Поэтому англичане, включая видных политиков, в первую очередь Лейбористской, да и Консервативной партий, порой сознательно шли на контакт с нашим резидентом или оперативным работником. То, что они хотели побыстрее довести до нашего руководства, передавалось именно так. Это первый момент.
Момент второй: разведка способствует прозрачности. Если кто-то что-то друг от друга скрывает, если разведка узнает нечто о переговорах, ведущихся не совсем так или совсем не так, как сообщают чужие дипломаты, то она помогает донести правду до высшего руководства.
Тогда уже лидеры стран, получившие информацию от разведки, обращаются к своим зарубежным оппонентам. Мол, что же мы тут друг другу морочим голову? Таким вот образом разведка способствует и прозрачности, и откровенности в отношениях.
По пятницам мы ездили на улицу Горького из Ясенева. Собирались часа в четыре. Занятия продолжались два-три часа. Филби рассказывал о теме так, как она ему виделась, смотрел в свои записи, по ходу иногда делал какие-то пометки. После этого начинались практические занятия, своеобразные ролевые игры. Что он нам давал, даже трудно передать.
Ким говорил, что разведка – гигантский аналитический труд, крайне интенсивное общение с людьми и якобы ни о чем. Он предупреждал нас обо всех сложностях, предубеждениях и вероятных ошибках.
Если я расскажу, в чем состоял в Англии мой рабочий день, то понятно станет, что все слова Кима оказались чистой правдой. Несколько обязательных часов работы с газетами. Масса встреч с самым разным народом. Только потом все это перерабатывается, и в голове появляется некая информация.
Серьезное задание тебе дают очень редко. Не каждый день ты считываешь метки и закладываешь тайники. Наружное наблюдение за тобой ведется далеко не всегда. Если посчитать, то несколько раз в месяц или какими-то волнами.
Жизнь идет потихонечку, но тебе что-то обязательно надо. Ты обязан давать результат, хотя и понимаешь, что ты находишься в целом под чужим наблюдением. А как иначе?
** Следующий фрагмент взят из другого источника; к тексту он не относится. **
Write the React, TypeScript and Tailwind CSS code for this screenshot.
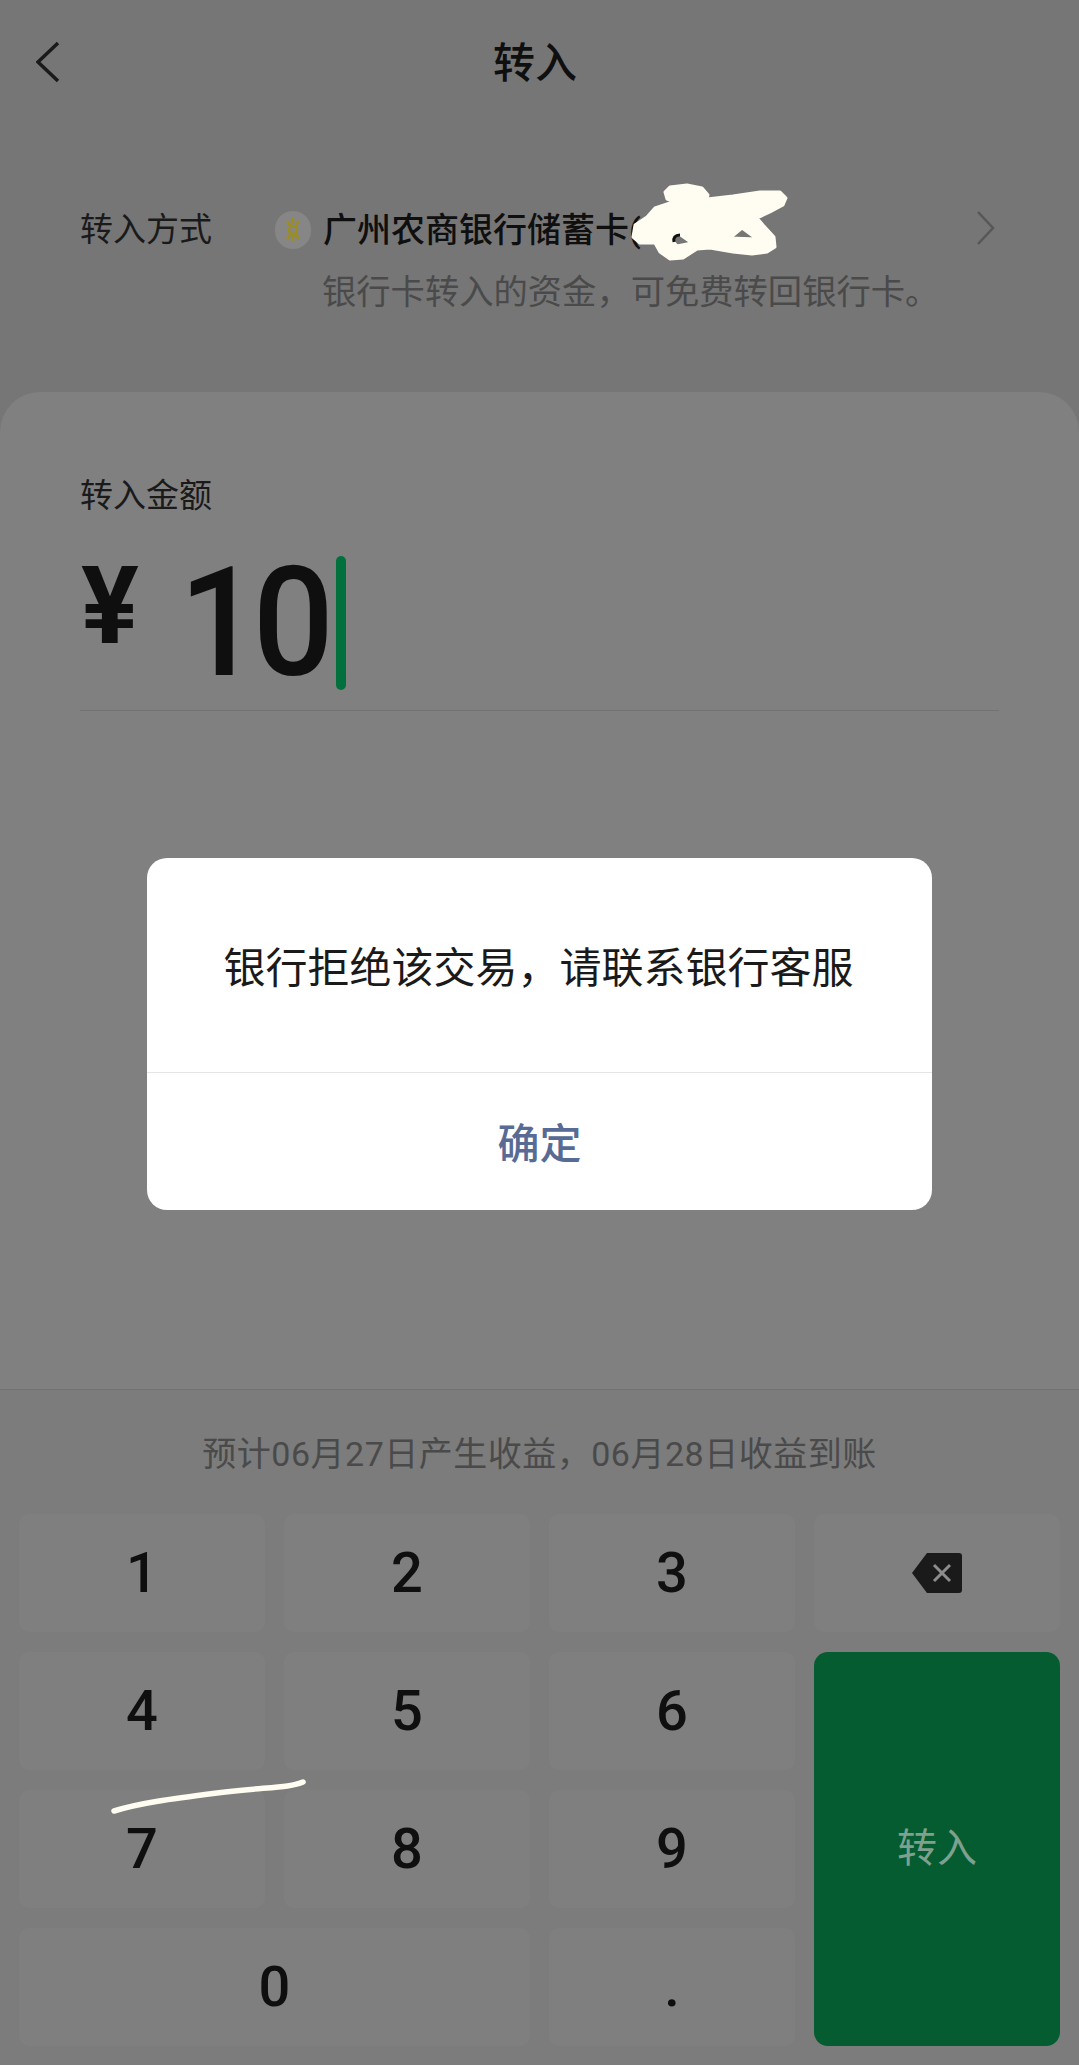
const font = 'font-[Roboto,"Noto_Sans_CJK_SC",sans-serif]';

function Key({ label, className = '' }: { label: string; className?: string }) {
  return (
    <button className={`flex items-center justify-center rounded-[10px] bg-[#7f7f7f] text-[56px] font-medium leading-none text-[#0f0f0f] ${className}`}>
      {label}
    </button>
  );
}

function BankLogo() {
  return (
    <span className="flex h-[38px] w-[36px] shrink-0 items-center justify-center rounded-full bg-[#868686]">
      <svg viewBox="0 0 16 26" className="h-[26px] w-[16px]" fill="none" stroke="#9c8d22" strokeWidth="2.6">
        <circle cx="8" cy="13" r="4" />
        <path d="M8 1v6M8 19v6M2 4l3.5 5M14 4l-3.5 5M2 22l3.5-5M14 22l-3.5-5" />
      </svg>
    </span>
  );
}

function BackspaceIcon() {
  return (
    <svg viewBox="0 0 50 40" className="h-[40px] w-[50px]">
      <path d="M15 0H47a3 3 0 0 1 3 3V37a3 3 0 0 1-3 3H15L0 20Z" fill="#1a1a1a" />
      <path d="M22 12L38 28M38 12L22 28" stroke="#8c8c8c" strokeWidth="3" fill="none" />
    </svg>
  );
}

export default function App() {
  return (
    <div className={`relative flex h-[2065px] w-[1079px] flex-col overflow-hidden bg-[#767676] ${font} text-[#0f0f0f]`}>
      <div className="h-[392px] shrink-0">
        <header className="relative flex h-[128px] items-center justify-center pr-[9px]">
          <svg viewBox="0 0 24 42" className="absolute left-[36px] top-[41px] h-[42px] w-[24px]" fill="none" stroke="#1a1a1a" strokeWidth="3.5">
            <path d="M22 2L2 21L22 40" />
          </svg>
          <h1 className="text-[42px] font-medium leading-[48px]">转入</h1>
        </header>
        <div className="mt-[78px] flex pl-[80px] pr-[84px]">
          <span className="w-[195px] shrink-0 text-[33px] leading-[48px] text-[#1a1a1a]">转入方式</span>
          <div className="flex-1">
            <div className="flex items-center gap-[12px]">
              <BankLogo />
              <span className="text-[34px] font-medium leading-[48px]">广州农商银行储蓄卡(</span>
              <svg viewBox="0 0 19 34" className="mb-[5px] ml-auto h-[34px] w-[19px]" fill="none" stroke="#575757" strokeWidth="2.5">
                <path d="M2 1L17 17L2 33" />
              </svg>
            </div>
            <p className="ml-[47px] mt-[14px] text-[34.3px] leading-[48px] text-[#4a4a4a]">银行卡转入的资金，可免费转回银行卡。</p>
          </div>
        </div>
      </div>

      <main className="flex flex-1 flex-col rounded-t-[40px] bg-[#808080]">
        <div className="flex-1 px-[80px] pt-[80px]">
          <p className="text-[33px] leading-[48px] text-[#1a1a1a]">转入金额</p>
          <div className="mt-[36px] flex h-[134px] items-center">
            <span className="mb-[34px] ml-[1px] text-[108px] font-bold leading-none">¥</span>
            <span className="ml-[40px] origin-left scale-x-[0.94] text-[152px] font-medium leading-none tracking-[-8px]">10</span>
            <span className="h-[134px] w-[10px] rounded-full bg-[#02703d]" />
          </div>
          <div className="mt-[20px] h-px bg-[#727272]" />
        </div>

        <section className="h-[676px] shrink-0 border-t border-[#727272] bg-[#7c7c7c]">
          <p className="mt-[40px] text-center text-[34px] leading-[48px] tracking-[0.5px] text-[#4a4a4a]">预计06月27日产生收益，06月28日收益到账</p>
          <div className="mt-[36px] grid grid-cols-[repeat(4,246px)] grid-rows-[repeat(4,118px)] gap-x-[19px] gap-y-[20px] px-[19px]">
            <Key label="1" />
            <Key label="2" />
            <Key label="3" />
            <button className="flex items-center justify-center rounded-[10px] bg-[#7f7f7f]">
              <BackspaceIcon />
            </button>
            <Key label="4" />
            <Key label="5" />
            <Key label="6" />
            <button className="col-start-4 row-span-3 row-start-2 flex items-center justify-center rounded-[14px] bg-[#045c30] text-[40px] text-[#7fa08f]">
              转入
            </button>
            <Key label="7" />
            <Key label="8" />
            <Key label="9" />
            <Key label="0" className="col-span-2" />
            <Key label="." />
          </div>
        </section>
      </main>

      {/* hand-drawn censor marks on top of the screenshot */}
      <svg className="absolute left-[620px] top-[175px] h-[90px] w-[180px]" viewBox="0 0 180 90">
        <path
          fill="#fffdf2"
          stroke="#fffdf2"
          strokeWidth="3"
          strokeLinejoin="round"
          fillRule="evenodd"
          d="M45 17L50 12L67 10L82 13L88 20L87 24L113 21L140 17L160 17L166 23L163 30L150 37L137 43L143 50L154 62L155 72L147 77L132 79L113 77L90 73L77 74L63 83L50 84L40 77L35 68L20 68L13 62L15 50L27 42L35 33L50 28L65 25L55 27L47 24ZM110 63L122 53L137 64ZM51 64L57 58L62 61L72 68L57 71Z"
        />
        <path d="M60 60C55 60 53 63 54 67" fill="none" stroke="#0f0f0f" strokeWidth="3" />
      </svg>
      <svg className="absolute left-[100px] top-[1770px] h-[60px] w-[220px]" viewBox="0 0 220 60" fill="none" stroke="#fffdf2" strokeWidth="5.5" strokeLinecap="round">
        <path d="M14 41C40 33 70 29 117 23S190 18 203 12" />
      </svg>

      <div className="absolute left-[147px] top-[858px] w-[785px] overflow-hidden rounded-[20px] bg-white">
        <div className="flex h-[215px] items-center justify-center border-b border-[#e5e5e5] pr-[2px] pt-[6px] text-[42px] text-[#1a1a1a]">
          银行拒绝该交易，请联系银行客服
        </div>
        <button className="flex h-[137px] w-full items-center justify-center pt-[5px] text-[42px] font-medium text-[#576b95]">确定</button>
      </div>
    </div>
  );
}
Отсюда внутренняя настороженность и постоянная оценка людей вокруг тебя. Поэтому разведчик все время находится под определенным стрессом. Филби об этом знал как никто другой. Он говорил о чем-то вроде бы в шутку, но так, что мы понимали всю серьезность ситуации, о которой учитель конкретно предупреждал нас. О таком не прочитаешь ни в каком учебнике.
Филби потом признавался, что пытался воспитывать в нас чутье охотника. Теперь у него была своя школа и ученики. Он очень гордился нами. Школа – важный кусок его жизни.
Первое занятие, если мне память не изменяет, состоялось в январе 1976 года. Потом они начинались с сентября-октября и шли по май.
Встречались мы каждую неделю. Иногда, правда, пропускали, если что-то не складывалось или попадало на какой-то праздник. Насколько я помню, курс состоял из десяти-пятнадцати занятий. Продолжалось все это около десяти сезонов. Я сам несколько лет был в этой группе.
С годами я, к собственному удивлению, стал все больше замечать, что на мне бренд – любимый ученик Филби. Может быть, он ко мне больше всех привык, и потому между вами сложились дружеские отношения?
Или же я был такой же, как он в молодые годы, идеалист и моральный чистюля, верящий в порядочность, принципиальность и коммунизм – светлое будущее всего человечества?
Так или иначе, но после первого года был я Кимом отмечен. Учитель уже при первом выпуске поставил мне единственному «пятерку». Потом второй год. Взяли еще двоих и меня. Я прошел у Филби четыре или пять курсов.
Когда в 1984 году из Англии вернулся Юрий Кобахидзе, ответственным стал уже он. Я же тогда работал в Лондоне и с Филби переписывался.